0D representation, on the other hand, has the information reduced to its essentials, and would be used, for instance, to determine molecular uniqueness, so that it needs to be in a non-arbitrary form. If the atoms were put into canonical order, the 0D stereochemical representation should always be the same.

If there was a "Perception" event for a molecule, in which the implicit hydrogen, aromaticity etc., was sorted out, then it would be reasonable to also generate 0D stereo information from any 2D or 3D information present.

Generating 2D and 3D representations from the 0D one is moving from "definitive" information to something with a range of possibilities, and would be done only on demand.


Details of data representation in OBMol

2D tetrahedral stereo

Each bond has a wedge flag and a hash flag. It affects only the stereochemistry of the begin atom of the bond - which is taken to be the pointed end. Flags 0,0 are ordinary (not wedge, not hash)bonds and are the default. 1,1 represents a bond which is "either" - could be wedge or hash (but not ordinary).

0D tetrahedral stereo

Each OBAtom would contain a stereo-chemical type number. (Tetrahedral, by far the most common, would be 0.) Each atom would have a small bitset and each type would define what the bits meant, which would be based on the path followed when you traversed the neighbouring atoms in index order. Any implicit hydrogen would be last. This is the convention used in MDL files. Making the hydrogen explicit would not change the order. Similarly 'missing' atom in sulphones or other similar structures would also be regarded as having a high index.
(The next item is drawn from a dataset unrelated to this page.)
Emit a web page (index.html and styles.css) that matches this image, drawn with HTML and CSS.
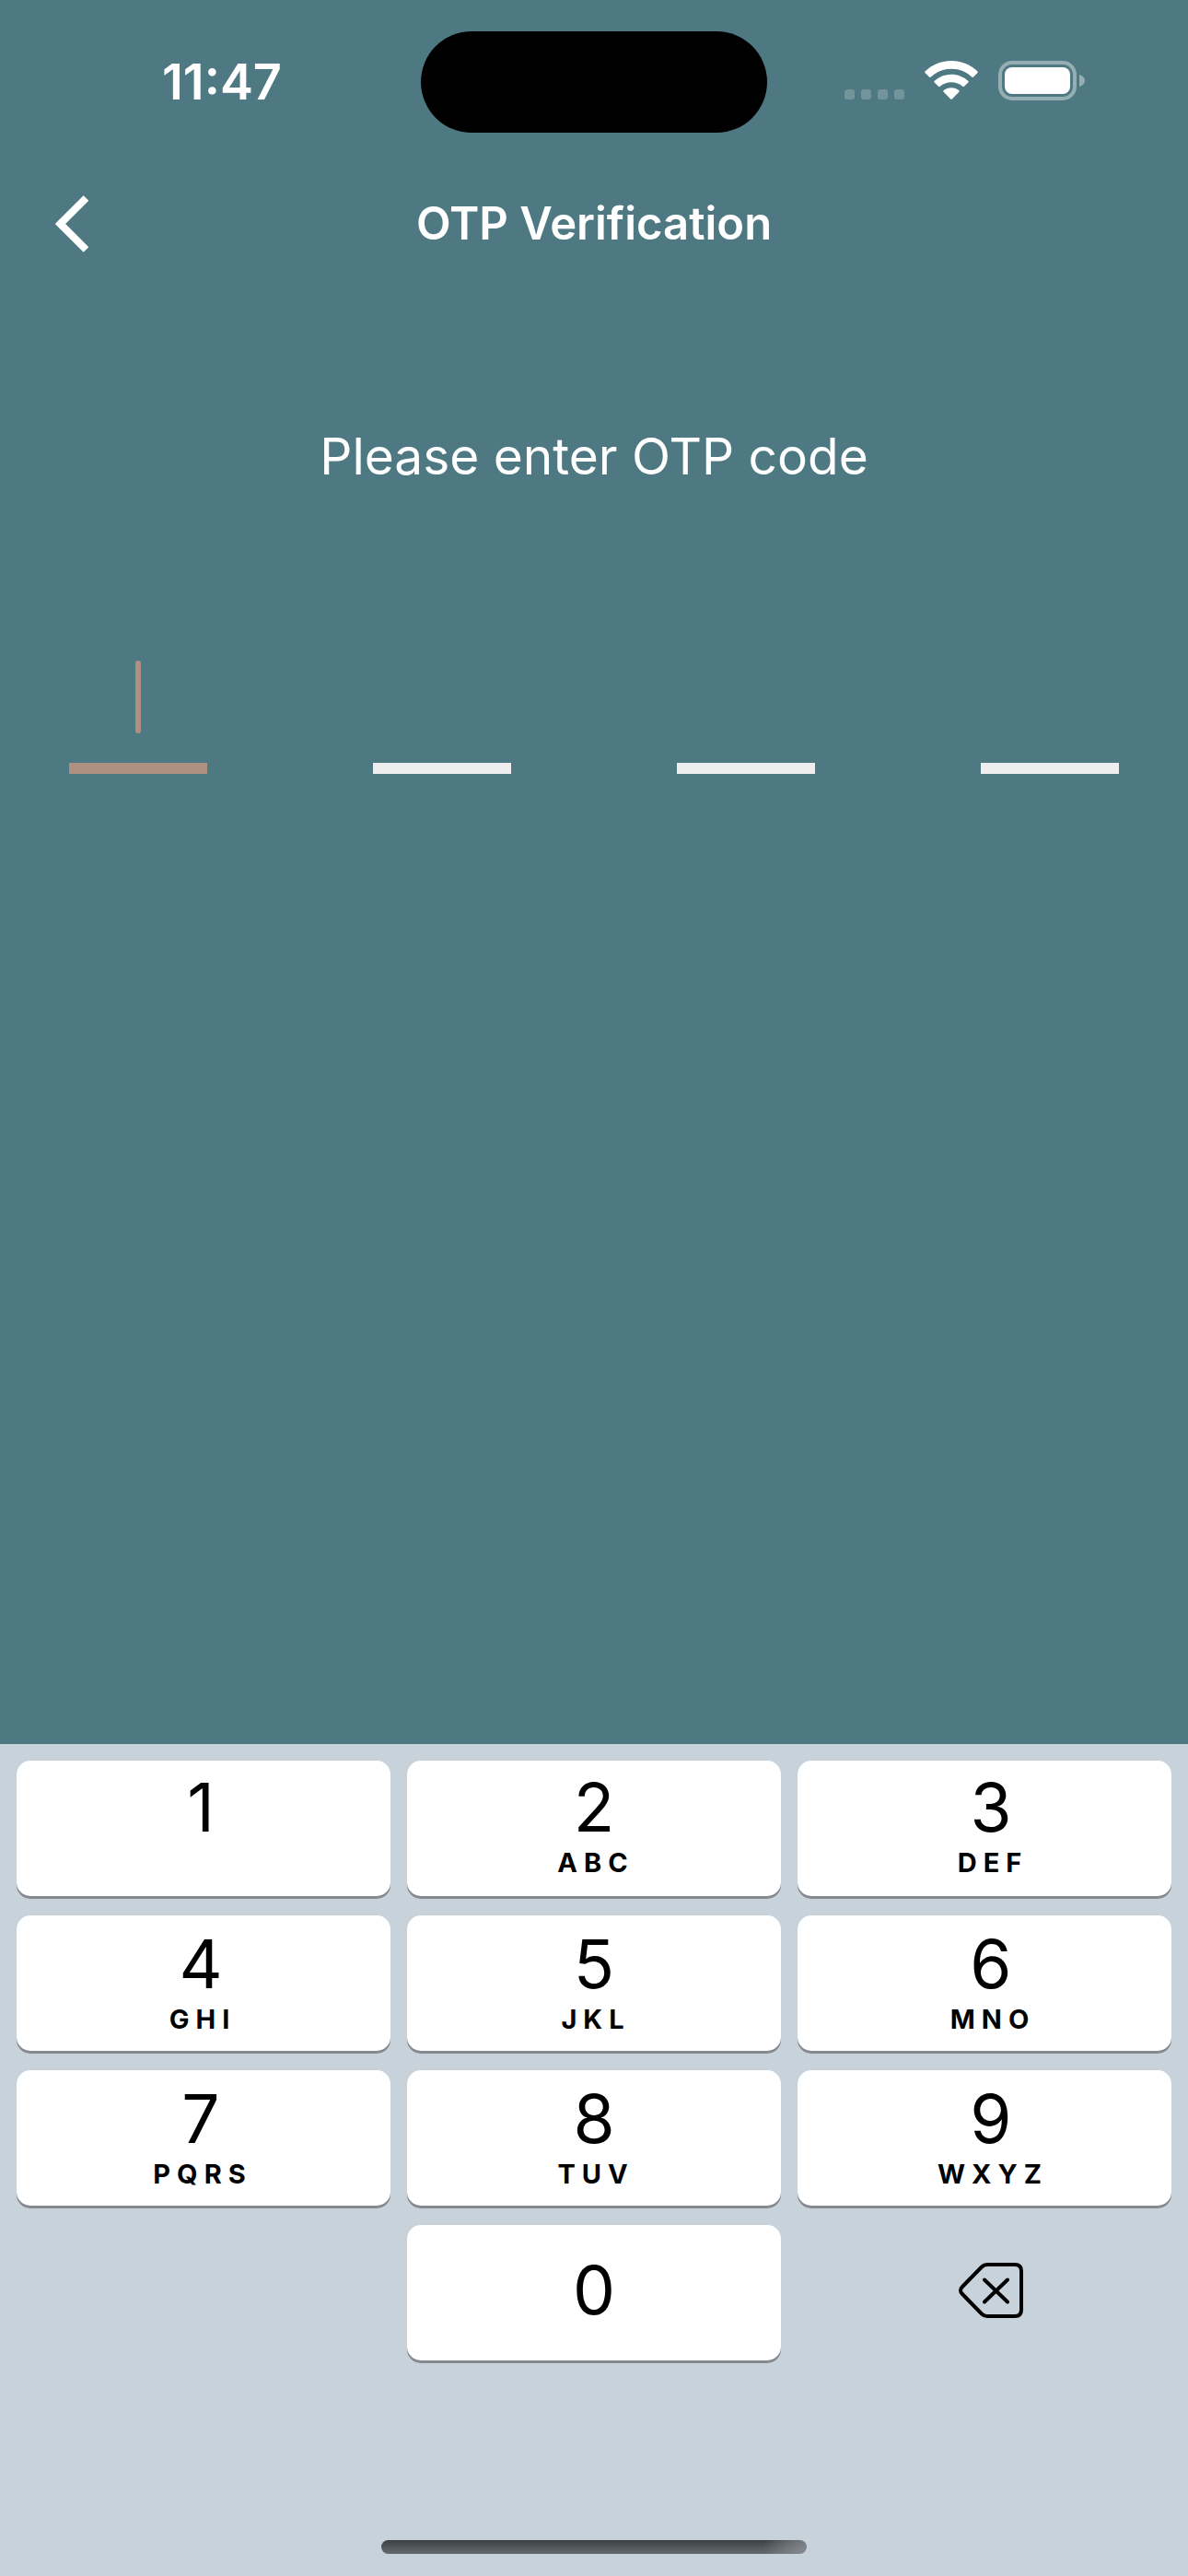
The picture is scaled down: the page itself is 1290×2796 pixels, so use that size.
FILE: index.html
```html
<!DOCTYPE html>
<html lang="en">
<head>
  <meta charset="utf-8">
  <meta name="viewport" content="width=device-width, initial-scale=1">
  <title>OTP Verification</title>
  <link rel="stylesheet" href="styles.css">
</head>
<body>
  <div class="screen">
    <div class="status-bar">
      <time class="status-time">11:47</time>
      <div class="island"></div>
      <div class="status-icons">
        <svg class="icon-cellular" width="65" height="43" viewBox="0 0 65 43" aria-hidden="true">
          <rect x="0" y="31" width="11" height="11" rx="3"/>
          <rect x="18" y="31" width="11" height="11" rx="3"/>
          <rect x="36" y="31" width="11" height="11" rx="3"/>
          <rect x="54" y="31" width="11" height="11" rx="3"/>
        </svg>
        <svg class="icon-wifi" width="58" height="43" viewBox="0 0 58 43" aria-hidden="true">
          <path d="M29 0C18.200 0 8.200 4.200 .7 11.300Q-.2 12.300 .7 13.200L5 17.600Q5.800 18.400 6.800 17.500C12.600 12 20.400 8.800 29 8.800S45.400 12 51.200 17.500Q52.200 18.400 53 17.600L57.300 13.200Q58.200 12.300 57.300 11.300C49.800 4.200 39.800 0 29 0Z"/>
          <path d="M29 14.700C22 14.700 15.700 17.400 10.800 21.700Q9.900 22.600 10.700 23.500L15 27.800Q15.800 28.600 16.800 27.800C20.100 25 24.400 23.300 29 23.300S37.900 25 41.200 27.800Q42.200 28.600 43 27.800L47.300 23.500Q48.100 22.600 47.200 21.700C42.300 17.400 36 14.700 29 14.700Z"/>
          <path d="M29 29.200C25.800 29.200 22.900 30.300 20.700 32Q19.800 32.900 20.600 33.700L28.200 41.500Q29 42.300 29.800 41.500L37.400 33.700Q38.200 32.900 37.300 32C35.100 30.300 32.200 29.200 29 29.200Z"/>
        </svg>
        <svg class="icon-battery" width="94" height="43" viewBox="0 0 94 43" aria-hidden="true">
          <rect class="battery-shell" x="2" y="2" width="81" height="39" rx="13"/>
          <path class="battery-cap" d="M88 15C91.500 16 94 18.500 94 21.500S91.500 27 88 28Z"/>
          <rect x="7" y="7" width="71" height="29" rx="8"/>
        </svg>
      </div>
    </div>

    <header class="nav-bar">
      <button class="back" type="button" aria-label="Back">
        <svg width="38" height="62" viewBox="0 0 38 62" aria-hidden="true">
          <path d="M33.500 3L5.500 31L33.500 59"/>
        </svg>
      </button>
      <h1 class="title">OTP Verification</h1>
    </header>

    <main class="content">
      <p class="prompt" id="prompt">Please enter OTP code</p>
      <form class="code" aria-labelledby="prompt">
        <div class="cell cell-active">
          <input class="cell-input" type="text" inputmode="numeric" maxlength="1" aria-label="Digit 1">
          <span class="caret"></span>
        </div>
        <div class="cell"><input class="cell-input" type="text" inputmode="numeric" maxlength="1" aria-label="Digit 2"></div>
        <div class="cell"><input class="cell-input" type="text" inputmode="numeric" maxlength="1" aria-label="Digit 3"></div>
        <div class="cell"><input class="cell-input" type="text" inputmode="numeric" maxlength="1" aria-label="Digit 4"></div>
      </form>
    </main>

    <section class="keyboard" aria-label="Number pad">
      <div class="keys">
        <button class="key key-top key-left" type="button"><span class="digit">1</span></button>
        <button class="key key-top" type="button"><span class="digit">2</span><span class="letters">ABC</span></button>
        <button class="key key-top key-right" type="button"><span class="digit">3</span><span class="letters">DEF</span></button>
        <button class="key key-left" type="button"><span class="digit">4</span><span class="letters">GHI</span></button>
        <button class="key" type="button"><span class="digit">5</span><span class="letters">JKL</span></button>
        <button class="key key-right" type="button"><span class="digit">6</span><span class="letters">MNO</span></button>
        <button class="key key-left" type="button"><span class="digit">7</span><span class="letters">PQRS</span></button>
        <button class="key" type="button"><span class="digit">8</span><span class="letters">TUV</span></button>
        <button class="key key-right" type="button"><span class="digit">9</span><span class="letters">WXYZ</span></button>
        <button class="key key-zero" type="button"><span class="digit">0</span></button>
        <button class="key key-right key-delete" type="button" aria-label="Delete">
          <svg width="70" height="60" viewBox="0 0 70 60" aria-hidden="true">
            <path d="M31 2H61Q68 2 68 9V51Q68 58 61 58H31Q27.500 58 25 55.500L4 34Q0 30 4 26L25 4.500Q27.500 2 31 2Z"/>
            <path d="M28 18.500L53 42.500M53 18.500L28 42.500"/>
          </svg>
        </button>
      </div>
      <div class="home-indicator"></div>
    </section>
  </div>
</body>
</html>
```
FILE: styles.css
```css
* {
  box-sizing: border-box;
}

body {
  margin: 0;
  font-family: Inter, "Liberation Sans", sans-serif;
  background: #4f7982;
}

button {
  margin: 0;
  border: 0;
  font: inherit;
  color: inherit;
}

.screen {
  display: flex;
  flex-direction: column;
  min-height: 100vh;
  color: #fff;
}

/* Status bar */
.status-bar {
  display: grid;
  grid-template-columns: 1fr 376px 1fr;
  align-items: center;
  padding-top: 34px;
}

.status-time {
  padding-left: 176px;
  font-size: 54px;
  line-height: 64px;
  font-weight: 600;
}

.island {
  height: 110px;
  border-radius: 55px;
  background: #000;
}

.status-icons {
  display: flex;
  justify-content: flex-end;
  gap: 22px;
  padding: 0 112px 4px 0;
  fill: #fff;
}

.icon-cellular {
  opacity: 0.2;
}

.battery-shell {
  fill: none;
  stroke: #fff;
  stroke-width: 4;
  opacity: 0.4;
}

.battery-cap {
  opacity: 0.4;
}

/* Navigation bar */
.nav-bar {
  display: grid;
  grid-template-columns: 1fr auto 1fr;
  align-items: center;
  padding: 66px 60px 33px;
}

.back {
  display: flex;
  justify-self: start;
  padding: 0;
  background: none;
}

.back svg {
  fill: none;
  stroke: #fff;
  stroke-width: 8;
}

.title {
  margin: 0;
  font-size: 49px;
  line-height: 66px;
  font-weight: 600;
}

/* Code entry */
.content {
  flex: 1;
  padding: 150px 75px 0;
}

.prompt {
  margin: 0;
  font-size: 55px;
  line-height: 72px;
  text-align: center;
}

.code {
  display: flex;
  justify-content: space-between;
  margin-top: 153px;
}

.cell {
  position: relative;
  width: 150px;
  border-bottom: 12px solid #eee;
}

.cell-active {
  border-color: #b09080;
}

.cell-input {
  display: block;
  width: 100%;
  height: 144px;
  padding: 0;
  border: 0;
  outline: 0;
  background: none;
  color: #fff;
  font: inherit;
  font-size: 55px;
  text-align: center;
}

.caret {
  position: absolute;
  bottom: 32px;
  left: 50%;
  width: 6px;
  height: 79px;
  margin-left: -3px;
  border-radius: 3px;
  background: #b09080;
}

/* Number pad */
.keyboard {
  padding: 18px 18px 24px;
  background: #c8d2da;
  color: #000;
}

.keys {
  display: grid;
  grid-template-columns: repeat(3, 1fr);
  gap: 21px 18px;
}

.key {
  display: flex;
  flex-direction: column;
  align-items: center;
  height: 147px;
  padding: 12px 0 0;
  border-radius: 15px;
  background: #fff;
  box-shadow: 0 3px 0 #83898e;
}

.key-top {
  padding-top: 10px;
}

.key-left {
  padding-right: 6px;
}

.key-right {
  padding-left: 14px;
}

.key-zero {
  grid-column: 2;
  justify-content: center;
  padding: 0 0 6px;
}

.key-delete {
  justify-content: center;
  padding-top: 0;
  padding-bottom: 6px;
  background: none;
  box-shadow: none;
}

.key-delete svg {
  fill: none;
  stroke: #000;
  stroke-width: 4;
  stroke-linecap: round;
  stroke-linejoin: round;
}

.digit {
  font-size: 73px;
  line-height: 82px;
}

.letters {
  padding-left: 4px;
  font-size: 29px;
  line-height: 38px;
  font-weight: 700;
  letter-spacing: 7px;
}

.home-indicator {
  width: 462px;
  height: 15px;
  margin: 195px auto 0;
  border-radius: 8px;
  background:
    radial-gradient(circle at 100% 100%, #868c91, transparent 48px),
    linear-gradient(#3c4144, #646a6f);
}
```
So for the tetrahedral type, a 'parity' bit would be 1 when looking down from the first atom the path through the other three was clockwise. A second 'chiral' bit would be 1 if the chirality was defined. chiral parity

 1      0    anticlockwise parity
 1      1    clockwise parity
 0      0    undefined
 0      1    either

The 'either' type seems to be required for some purposes.
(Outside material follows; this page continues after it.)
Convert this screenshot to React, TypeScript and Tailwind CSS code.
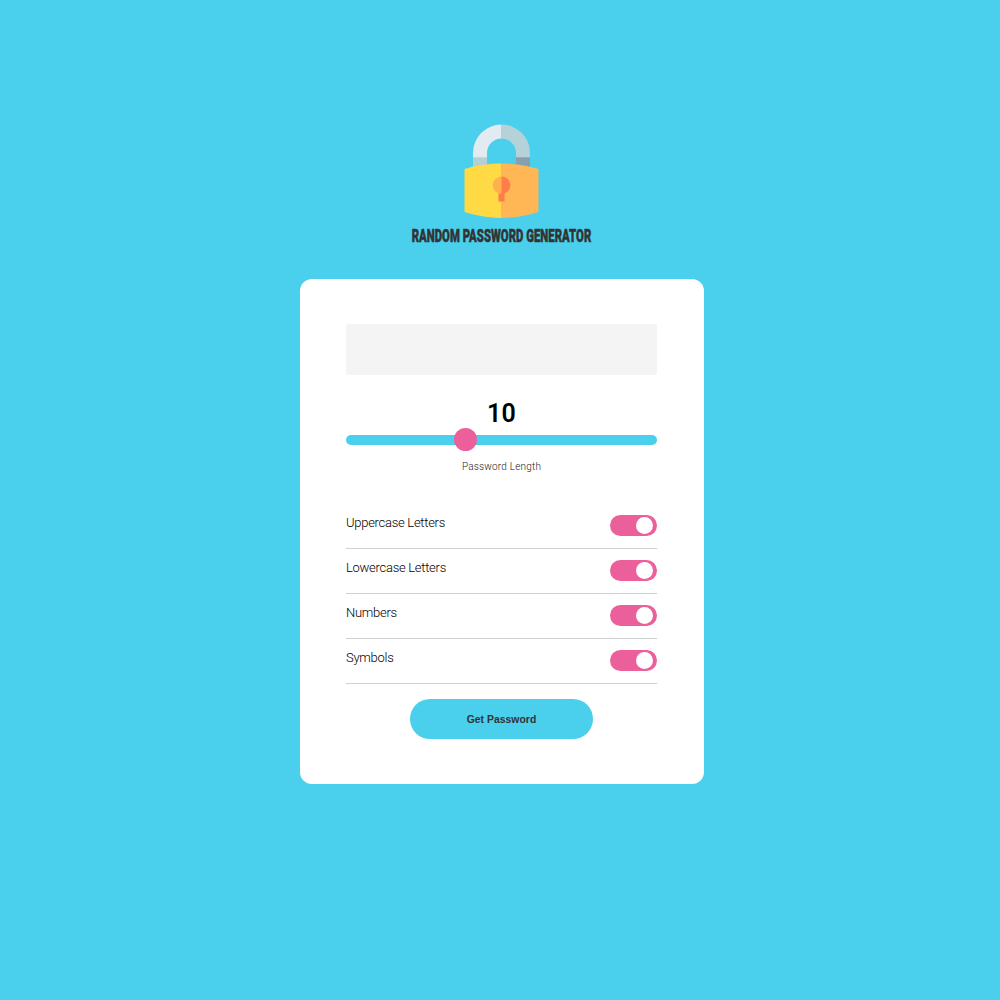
import { useState } from "react";

const options = ["Uppercase Letters", "Lowercase Letters", "Numbers", "Symbols"];

function Padlock() {
  return (
    <svg className="h-[94px] w-[75px]" viewBox="0 0 75 94" aria-hidden="true">
      <path d="M9 45V29A28.5 28.5 0 0 1 37.5 0.5V14.5A14.5 14.5 0 0 0 23 29V45Z" fill="#e1ebf1" />
      <path d="M37.5 0.5A28.5 28.5 0 0 1 66 29V45H52V29A14.5 14.5 0 0 0 37.5 14.5Z" fill="#b4d2d8" />
      <path d="M9 33.3H23V45H9Z" fill="#b4d0d6" />
      <path d="M52 33.3H66V45H52Z" fill="#889fae" />
      <path d="M0.5 45Q18 39.5 37.5 39.5V94Q17 93.5 0.5 88Z" fill="#ffda45" />
      <path d="M37.5 39.5Q57 39.5 74.5 45V88Q58 93.5 37.5 94Z" fill="#ffb655" />
      <path d="M37.5 52.5A8.75 8.75 0 0 0 37.5 70Z" fill="#ffb04f" />
      <path d="M37.5 52.5A8.75 8.75 0 0 1 40.5 69.5V77.5H34.5V69.5H37.5Z" fill="#ff7d49" />
    </svg>
  );
}

export default function App() {
  const [length, setLength] = useState(10);
  const [enabled, setEnabled] = useState([true, true, true, true]);

  return (
    <main className="flex min-h-screen flex-col items-center bg-[#4acfed] pt-[124px] pl-[3px] font-['Roboto',sans-serif]">
      <Padlock />
      <h1 className="mt-[6px] flex h-6 w-[181px] items-center justify-center text-[19px] leading-6 font-black whitespace-nowrap text-[#333]">
        <span className="inline-block scale-x-[0.597] [-webkit-text-stroke:0.5px_#333]">RANDOM PASSWORD GENERATOR</span>
      </h1>

      <section className="mt-[31px] flex h-[505px] w-[404px] flex-col items-center rounded-[12px] bg-white px-[46.5px] pt-[45px]">
        <div className="h-[51px] w-full shrink-0 rounded-[2px] bg-[#f4f4f4]" />
        <div className="mt-[23px] text-[25px] leading-8 font-semibold tracking-[0.1px] text-black">{length}</div>
        <input
          type="range"
          min={1}
          max={25}
          value={length}
          aria-label="Password Length"
          onChange={(e) => setLength(Number(e.target.value))}
          className="mt-[5px] block h-[9.5px] w-full shrink-0 appearance-none rounded-full bg-[#4acfed] outline-none [&::-webkit-slider-thumb]:-mt-px [&::-webkit-slider-thumb]:h-[23.5px] [&::-webkit-slider-thumb]:w-[23.5px] [&::-webkit-slider-thumb]:appearance-none [&::-webkit-slider-thumb]:rounded-full [&::-webkit-slider-thumb]:bg-[#eb5f9a]"
        />
        <p className="mt-[14.5px] text-[10px] leading-4 font-light tracking-[0.2px] text-[#222]">Password Length</p>

        <div className="mt-[29px] w-full">
          {options.map((option, i) => (
            <div key={option} className="flex h-[45px] items-start justify-between border-b border-[#d0d0d0] pt-[11px]">
              <span className="text-[13px] leading-4 font-light tracking-[-0.28px] text-black">{option}</span>
              <button
                role="switch"
                aria-checked={enabled[i]}
                aria-label={option}
                onClick={() => setEnabled(enabled.map((v, n) => (n === i ? !v : v)))}
                className={`mt-[0.4px] flex h-[21px] w-[47px] items-start rounded-full px-[4px] pt-[1.3px] ${enabled[i] ? "justify-end bg-[#eb5f9a]" : "justify-start bg-gray-300"}`}
              >
                <span className="size-[17px] rounded-full bg-white" />
              </button>
            </div>
          ))}
        </div>

        <button className="mt-[15px] h-10 w-[183px] shrink-0 rounded-full bg-[#4acfed] pt-[2px] font-['Liberation_Sans',sans-serif] text-[10.4px] font-bold tracking-[0.02px] text-[#333]">
          Get Password
        </button>
      </section>
    </main>
  );
}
Other types of atom stereochemistry

Allene and other structures with an odd number of C atoms connected by double bonds is treated analogously to tetrahedral stereochemistry by SMILES and OB should do the same: label the central atom as if the other doubly bonded carbons were not there.

For square planar two parity bits would be needed for a U, W or Z shaped path (see [1]. There could be one 'chiral' bit and possibly more if more subtle degrees of uncertainty were required (unlikely).

If there was an implicit hydrogen on a chiral atom the vector would contain 3 atom indices. It would be assumed that the implict hydogen was last. (This is the convention used in MDL files).

0D cis/trans, allene, cummulene, axial

Unlike the current situation, the bond stereo information would be attached to the bond with restricted rotation, not the adjacent ones. (SMILES uses up/down on adjacent bond which leads to over-complicated processing in molecules with conjugated double bonds - local analysis is not good enough.)

The OBBond would contain a pointer to a std::vector of atom pointers, which would be NULL for bonds without stereo information. The vector would contain atom indices X, A, B, Y

	 X
	  \
	   A==B
	       \
	        X

A parity flag would be 1(true) for the structure as shown(trans) and 0 for cis. The atoms could be any with chemical significance, for instance A and B could be the ends of a set of adjacent double bonds in a cumulene, or X,Y could be distant atoms in some axial chiralities. It would be possible for the A and B atoms to be other than the atoms of the bond in order to represent some other types of stereochemistry. Any implementation needs to recognize this possibility. Any bond, not just double bonds, can have this information.